Estatísticas da SPU indicam que os terrenos de marinha em áreas urbanas representam cerca de 80% da carteira imobiliária da União, com valor patrimonial aproximado de R$ 157 bilhões. Contudo, apenas 20% desses terrenos estão devidamente demarcados. A aprovação da PEC poderia interromper processos de demarcação, transferindo para o domínio privado imóveis cujo valor estimado ultrapassa R$ 1 trilhão.

Durante o governo Bolsonaro, houve um entusiasmo por mudanças nas regras de ocupação do litoral, especialmente em áreas como Angra dos Reis (RJ), visando a criação de uma “Cancún brasileira”. A votação da PEC na Câmara ocorreu no mesmo mês em que se liberaram os jogos de azar, atividade que poderia ser beneficiada pela privatização de áreas costeiras.

O impacto socioeconômico da PEC é significativo. De um lado, poderia fomentar o desenvolvimento econômico de áreas costeiras, atraindo investimentos e impulsionando o turismo e outras atividades econômicas. De outro, a proposta pode beneficiar conglomerados financeiros e multinacionais em detrimento de pequenos contribuintes, potencialmente resultando em uma renúncia de até R$ 3,2 trilhões em ativos públicos.

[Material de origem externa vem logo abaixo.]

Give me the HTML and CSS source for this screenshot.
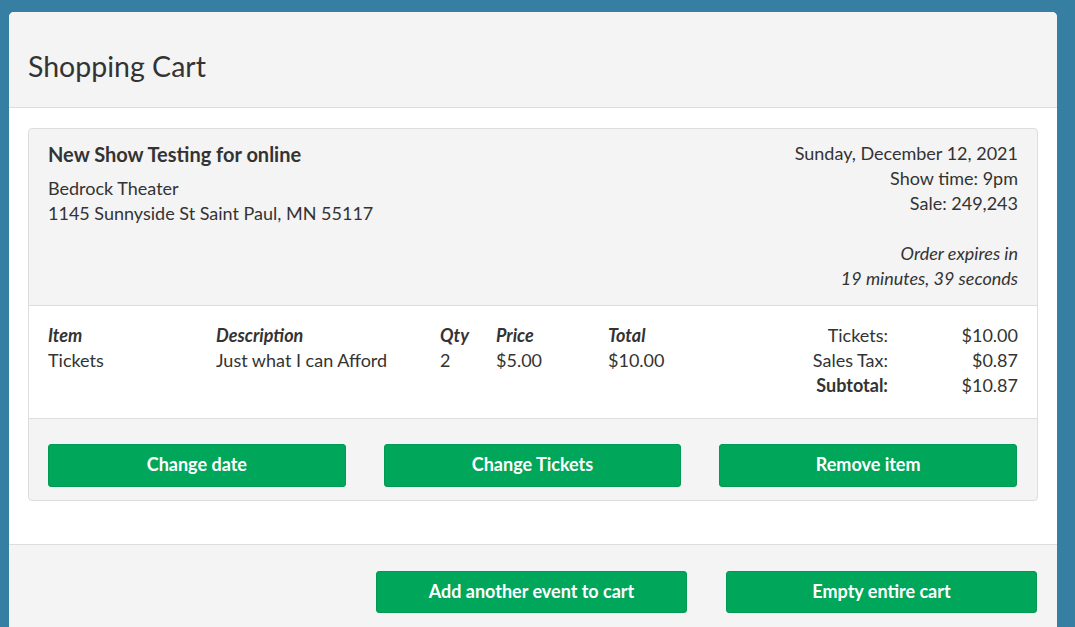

Além disso, o setor privado expressa preocupações. Ana Paula Gadotti, gerente técnica da Associação de Terminais Portuários Privados (ATP), argumentou que a compra obrigatória dos imóveis não é do interesse de muitas empresas, gerando insegurança financeira e impacto nos negócios.

Praia de Boa Viagem, , em Recife, uma das mais visitadas do Brasil. Foto: Luiza Sá/iStock

Empresas como Vale e Arcelor Mittal, que possuem terminais em grandes áreas de marinha, poderiam ser impactadas negativamente pela PEC, por exemplo.

Após a repercussão negativa, Flávio Bolsonaro indicou que pode alterar pontos da PEC para esclarecer que as praias não serão privatizadas. O presidente do Senado, Rodrigo Pacheco, prometeu um “amplo debate” sobre o assunto, ressaltando a necessidade de cautela.

A PEC das Praias levanta questões complexas sobre a gestão do patrimônio público, o desenvolvimento econômico e os interesses privados. Seu impacto socioeconômico depende de como serão resolvidas as lacunas e ambiguidades do texto, bem como do equilíbrio entre desenvolvimento e preservação do patrimônio nacional.